So I may or may not be prone to hyperbole. I like to use bolds, ALL CAPS and exclamation marks!
What can I say, I get really excited about food.
My apparent delight when I make something fantastic may cause you to not believe me when I tell you that I’ve now made the best thing ever.
But I have now made the best thing ever.
Two things, actually.
I will clarify. I have made the best beef curry ever.
And rice ever.
They are both the best ever alone or together.
First, the rice. When Rutabaga handed over another rice recipe, I internally sighed, thinking “how many more rice dishes can I make?” But as I looked over the recipe, I realized that this particular rice recipe used a lot of the flavors and spices of yore (as in months ago in Pacific Island times) and today (as in Southern India). That was kind of odd to me, so I figured that internal “huh” made it worth making again.
Yup, I was right. Make this rice. Make this rice over the biryani, Bangladeshi and the red rice. This one is the best. I didn’t even need to add cilantro. I mean, I did, but I consumed copious amounts of it before I added it. I COULD NOT HELP MYSELF.
Same with the beef curry. The original recipe called for beef stew chunks, but I was in a ground beef mood, and the plus of using ground beef is that it cooks much faster. As for this spice combo- again, it was a bit odd. Fennel? I use that in breakfast sausage. Does it really belong in curry? Chili powder? Wouldn’t that overpower the cloves, cardamom and cinnamon? Yes and no. Again, I COULD NOT HELP MYSELF.
I had to tell myself to PUT THE SPOON DOWN AND WALK AWAY lest I eat it all right then and there.
It was after making these two recipes that I realized this: it’s the ultra-unique spice combinations that push Sri Lankan food above and beyond the curries of India and the coconut soups of Thailand. They’re unexpected, and because the spices all hail from such different areas on the taste spectrum, it’s almost like Sri Lankan food combines the best of all. The list of ingredients may seem long, but it is this long list that makes it amazing. That’s probably also why the Rich Cake is the best fruit cake you’ll ever eat.
I’m coming to the conclusion quickly that Sri Lankan food is just the best….
Recipes adapted from Rutabaga’s family
- 2 TB coconut oil
- 1 small yellow onion, diced
- 3 cloves garlic, minced
- ½ TB fresh ginger, chopped
- 4” lemongrass, thinly sliced
- 2” pandan leaf
- 4 curry leaves
- 4 cloves
- 4 cardamom pods
- 5 whole peppercorns
- 1 cup jasmine rice
- ½ cup lite coconut milk
- ½ TB saffron strands
- 1 ½ cup water
- In a medium saucepan, heat the oil. Add the onion, garlic, ginger, lemongrass, pandan leaf, curry leaves, cloves, cardamom and peppercorns. Fry, stirring continuously to prevent burning.

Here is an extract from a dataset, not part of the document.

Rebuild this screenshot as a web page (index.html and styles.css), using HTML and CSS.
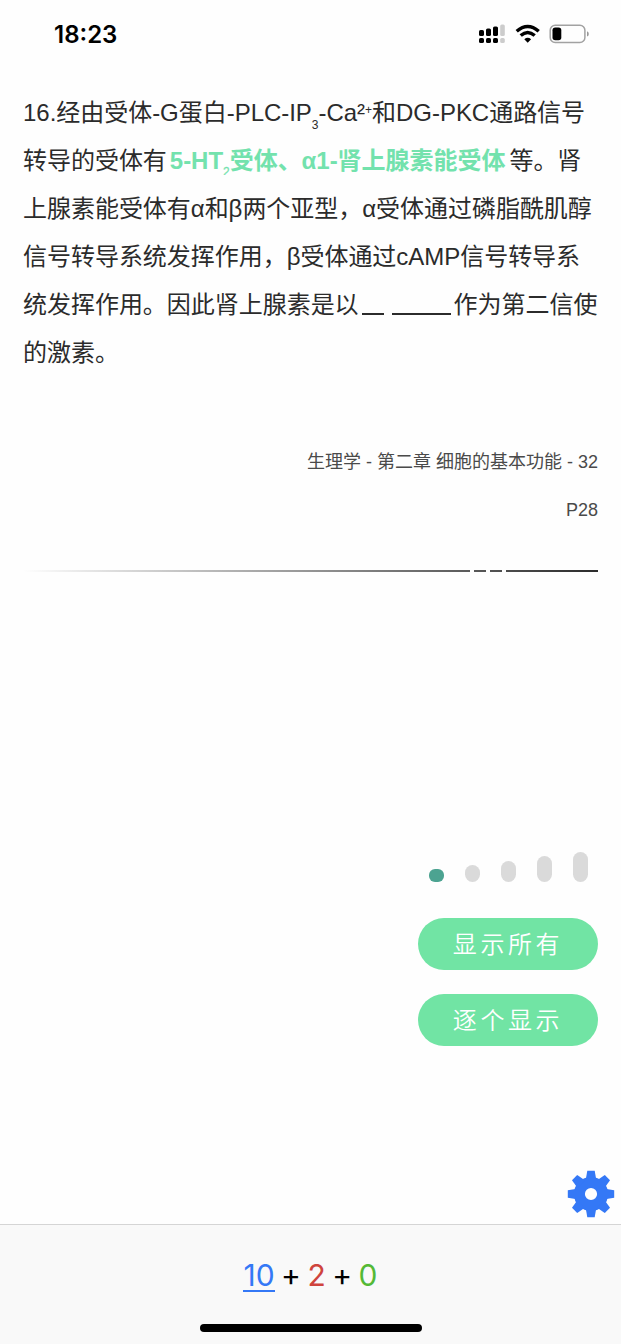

- Add the rice and stir to ensure each grain is coated. Pour in the liquids and add the saffron.
- At this point I put the above into a rice cooker until it was done. If you don’t want to do that, cover and cook on high until boiling. Lower the heat and cook, covered, on moderate heat until rice is done, about 20 minutes.
- You can add raisins if you like, but I don’t like.
- 1 lb lean ground sirloin
- 1 large onion, finely chopped
- 2 cloves garlic
- 1 inch piece of ginger
- 6 curry leaves
- 1 ½ tsp salt
- 2 TB chili powder
- ½ cup coconut milk
- ½ cup water
- ½ tsp fennel seeds
- ½ tsp cumin seeds
- 1" cinnamon piece
- 2 cloves
- 2 cardamon cloves
- Toast the whole spices in a dry skillet until fragrant. Grind into a fine powder. I used a mortar and pestle, and broke the pestle with my awesome strength (kidding. I dropped it and it broke).
- In a deep sauté pan, heat 2 teaspoons of oil. Add garlic and ginger,
- After frying for a minute, add onions, curry leaves and spices. Fry onions until transparent.
- Add the beef, breaking apart with a wooden spoon. Stirring until mostly cooked.
- When the beef is browned, add the coconut milk and water. Reduce the heat to a medium -low flame and cook for another 20 minutes until beef is cooked.